Répartition de 745 incendies recensés entre établissements assurés et non assurés

Tableau 5
Périodes Assuré Non assuré/non réponse Total 1800-1830 18 (30 %) 41 (70 %) 59 (100 %) 1831-1850 111 (72 %) 43 (28 %) 154 (100 %) 1851-1870 388 (73 %) 144 (27 %) 532 (100 %) Ensemble 517 228 745 (100 %)
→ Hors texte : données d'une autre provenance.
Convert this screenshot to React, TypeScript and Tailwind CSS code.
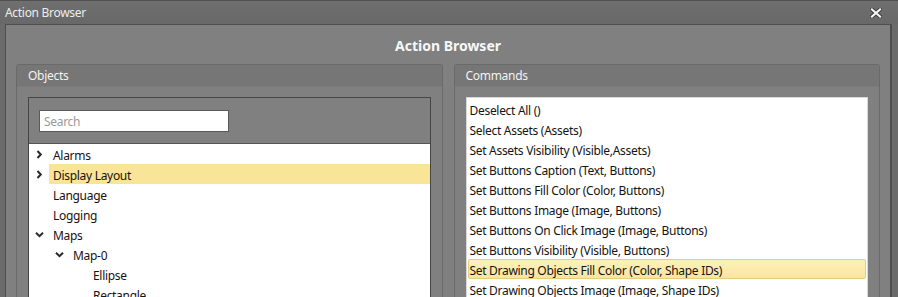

Répartition de 745 incendies recensés entre établissements assurés et non assurés

Tableau 6

Répartition de 745 incendies recensés entre établissements assurés et non assurés

Tableau 6
Périodes Non assuré 1 cie 2 cies ou plus Assuré mais nb de cies inconnu Non réponse 1800-1830 1 8 1 9 40 1831-1850 8 80 13 18 35 1851-1870 44 223 130 35 100 Ensemble 53 311 144 62 175

Répartition de 745 incendies recensés entre établissements assurés et non assurés

37Alors que le nombre de compagnies d’assurances s’accroît en France au début de la Restauration, les mentions d’usines assurées se multiplient à la fin des années 1820 et surtout après 1830. Au début du XIXe siècle, les compagnies hésitent encore à assurer les filatures et les usines textiles, sur lesquelles elles éprouvent des pertes [77] : en 1826, par exemple, la compagnie La Royale a perdu depuis sa fondation, en 1817, 80 000 francs nets. Un seul accident peut renverser la tendance : dans un rapport au conseil d’administration, son directeur, Fleury de Chaboulon, constatait ainsi que sur les cinq exercices examinés, quatre étaient bénéficiaires, le déficit n’ayant été entraîné que par un seul sinistre, celui de la grande filature de Defontenay-Dibon et Cie, à Louviers, en 1824. À cette date, Le Phénix accusait des pertes plus sévères encore. Début février 1827, les filatures lui avaient coûté 400 000 francs pour 280 000 francs de primes, soit un déficit net de près de 120 000 francs. Face à la crise qui démarre en 1826, les compagnies d’assurances prennent des mesures draconiennes pour renforcer leur sécurité. Elles augmentent les primes et décident de ne plus assurer les risques les plus dangereux. Le président du conseil d’administration du Phénix l’explique aux actionnaires : « Nous nous sommes rendu compte de ce que nous avait produit et coûté chaque nature de risques principaux et cela nous conduit à augmenter considérablement la prime des plus dangereux, tels que les filatures de coton, les raffineries, etc. Nous préférons laisser à la concurrence ces sortes de risques dont le passé nous a appris tous les dangers ». L’historiographie récente des assurances a montré combien les compagnies rechignaient à prendre en charge le risque industriel, notamment celui des filatures équipées de « pompes à feu » [78].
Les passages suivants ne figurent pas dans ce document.